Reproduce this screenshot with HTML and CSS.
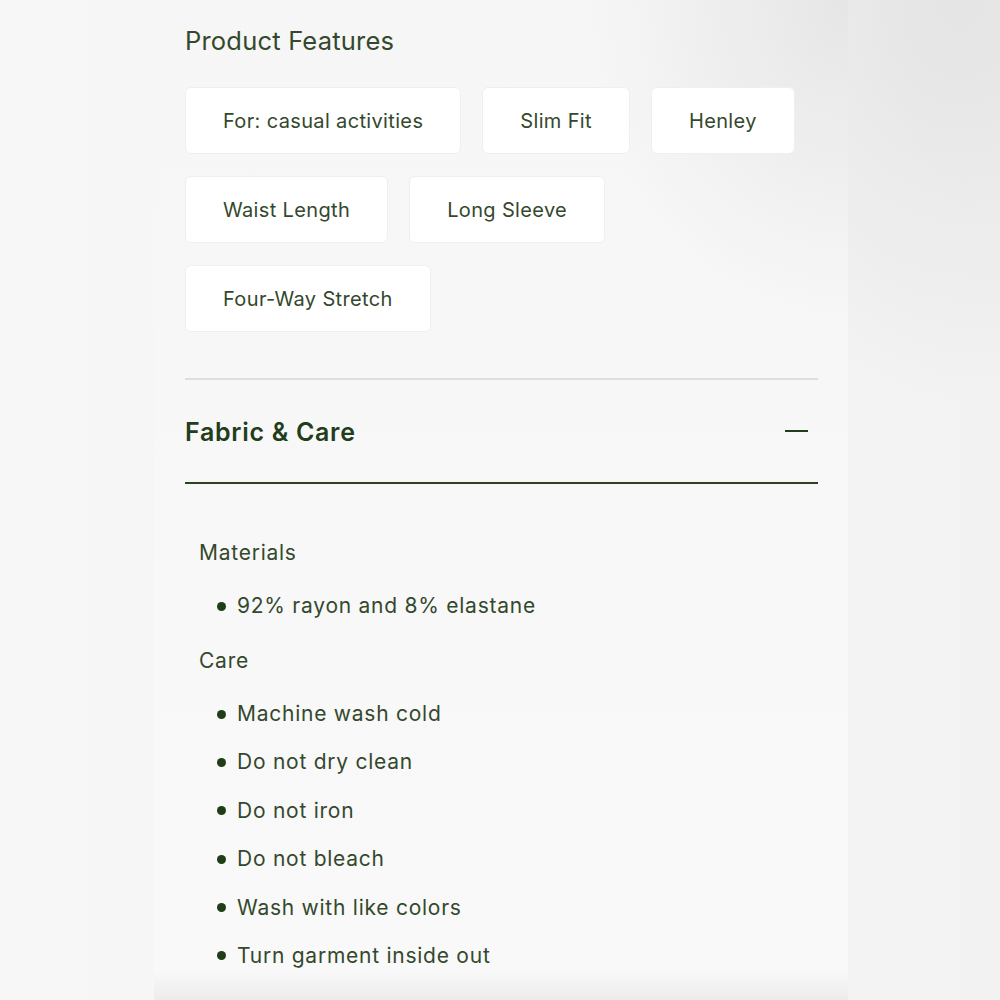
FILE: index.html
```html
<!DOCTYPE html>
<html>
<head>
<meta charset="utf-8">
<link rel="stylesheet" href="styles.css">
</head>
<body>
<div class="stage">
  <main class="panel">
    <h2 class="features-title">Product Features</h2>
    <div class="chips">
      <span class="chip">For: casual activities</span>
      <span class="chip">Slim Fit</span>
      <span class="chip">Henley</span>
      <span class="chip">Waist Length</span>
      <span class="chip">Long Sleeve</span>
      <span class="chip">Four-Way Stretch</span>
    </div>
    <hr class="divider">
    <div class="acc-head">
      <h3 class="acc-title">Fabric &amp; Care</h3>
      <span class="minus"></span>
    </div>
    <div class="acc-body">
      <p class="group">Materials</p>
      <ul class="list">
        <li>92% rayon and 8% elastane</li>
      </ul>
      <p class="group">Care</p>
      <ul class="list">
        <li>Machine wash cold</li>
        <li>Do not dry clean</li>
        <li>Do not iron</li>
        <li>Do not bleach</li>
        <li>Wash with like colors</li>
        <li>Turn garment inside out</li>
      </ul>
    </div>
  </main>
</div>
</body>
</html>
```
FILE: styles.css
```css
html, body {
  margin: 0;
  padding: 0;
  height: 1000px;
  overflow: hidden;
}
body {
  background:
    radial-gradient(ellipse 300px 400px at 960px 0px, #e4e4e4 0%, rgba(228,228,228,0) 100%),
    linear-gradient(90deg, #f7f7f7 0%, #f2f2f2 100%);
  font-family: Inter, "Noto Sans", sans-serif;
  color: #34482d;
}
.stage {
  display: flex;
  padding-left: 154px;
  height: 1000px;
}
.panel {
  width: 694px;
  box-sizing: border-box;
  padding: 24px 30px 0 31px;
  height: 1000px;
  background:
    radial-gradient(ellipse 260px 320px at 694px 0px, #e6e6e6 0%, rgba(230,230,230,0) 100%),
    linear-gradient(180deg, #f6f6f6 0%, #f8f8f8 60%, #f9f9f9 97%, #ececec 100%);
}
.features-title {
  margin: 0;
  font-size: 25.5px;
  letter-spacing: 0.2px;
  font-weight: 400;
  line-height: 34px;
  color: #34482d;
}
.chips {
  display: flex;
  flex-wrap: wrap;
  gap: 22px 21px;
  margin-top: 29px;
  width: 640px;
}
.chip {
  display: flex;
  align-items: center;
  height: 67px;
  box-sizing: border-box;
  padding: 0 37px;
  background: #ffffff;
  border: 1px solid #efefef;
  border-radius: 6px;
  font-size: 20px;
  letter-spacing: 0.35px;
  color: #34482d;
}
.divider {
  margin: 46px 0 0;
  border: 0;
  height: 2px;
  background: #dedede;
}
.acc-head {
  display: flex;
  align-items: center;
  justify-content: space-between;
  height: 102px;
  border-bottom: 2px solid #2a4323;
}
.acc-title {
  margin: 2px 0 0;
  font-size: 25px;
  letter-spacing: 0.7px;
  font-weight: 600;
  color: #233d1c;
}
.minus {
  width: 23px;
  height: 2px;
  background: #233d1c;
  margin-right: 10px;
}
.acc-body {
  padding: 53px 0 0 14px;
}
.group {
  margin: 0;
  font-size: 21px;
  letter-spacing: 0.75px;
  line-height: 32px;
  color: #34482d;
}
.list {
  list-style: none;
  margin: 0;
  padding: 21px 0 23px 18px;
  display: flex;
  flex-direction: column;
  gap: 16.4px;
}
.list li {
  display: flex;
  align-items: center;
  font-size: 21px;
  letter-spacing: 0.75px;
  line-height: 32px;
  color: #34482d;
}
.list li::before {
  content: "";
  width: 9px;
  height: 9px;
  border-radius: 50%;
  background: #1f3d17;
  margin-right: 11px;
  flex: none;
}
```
_____
▶ **Problem**
List every line above containing the word "with".

▶ **Solution below**
Reproduce this screenshot with HTML and CSS.
        <li>Wash with like colors</li>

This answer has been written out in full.